9.     The jivanmukta ideal, to wit, that of the ‘released soul/life monad’, is red herring because ‘this whole world is Atman/Brahman’ and that therefore there is nothing to be released from. In short, since ‘this whole world is Brahman’ eliminating what is allegedly not Brahman (hence neti, neti) is a Brahmin fantasy that serves Brahman need. The radical pantheist escapes the downside affects of samsara (= Brahman/Atman) by eliminating those downsides (i.e. the price of ‘lunch’) by making this world a less unpleasant, indeed ‘better’ place thereby upgrading Atman/Brahman = this whole world. The latter view was clearly expressed in the earlier Veda with the exhortation to (maximise) artha, kama and dharma.

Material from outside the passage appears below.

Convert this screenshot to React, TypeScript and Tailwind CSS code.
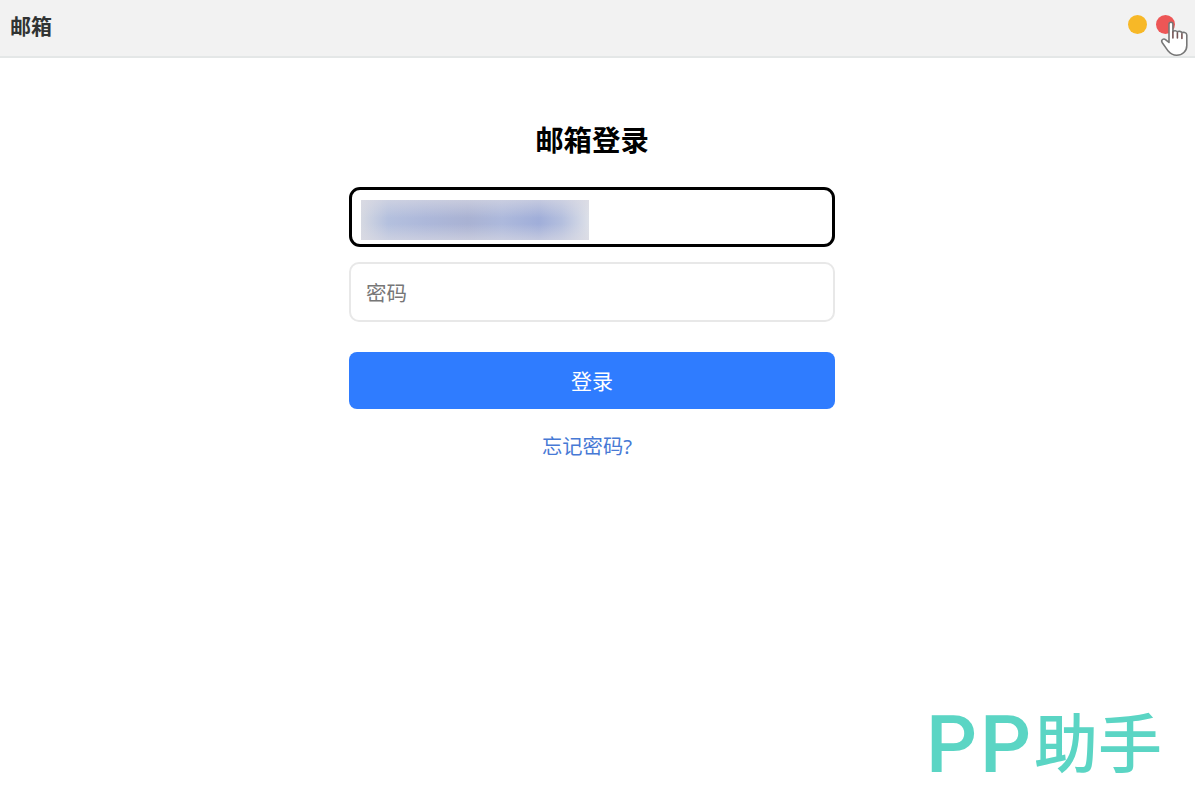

10.     As elsewhere elaborated, the exhortation to follow the  jivanmukta path, indeed the way to brahmavidya, was a cul-de-sac that had disastrous consequences for Indian culture as a whole in that it stymied the ‘material’ evolution of India (as ‘this world = Atman/Brahman). The deep pessimism, indeed misanthropy that enveloped India (and much of Europe) happened when disenchantment with the apparent absurdity of life overcame the degenerate Brahmin elite, that is to say, when life was no longer experienced as fortunate, sweet (Sanskrit: sukkha) accident (as experienced by the young) but as unfortunate  sour (Sanskrit: dukkha) misadventure (as experienced by the decrepit old). In other words, the yoga (as concentrative fantasy bubble) of jivanmukta was the geriatrics means of escape from his care home, i.e. his euthanasia, i.e. the joyous return to blissful ‘factory settings’ where, in fact, neither realness, consciousness or bliss (to wit, sat-cit-ananda) exist.

11.     Meaning that the sacred is identical with, i.e. not different from the profane, the divine not different from the secular. If that is truly and clearly understood then the priest/Brahmin (as policeman) becomes redundant and has ‘to find a proper job (so the Beatles).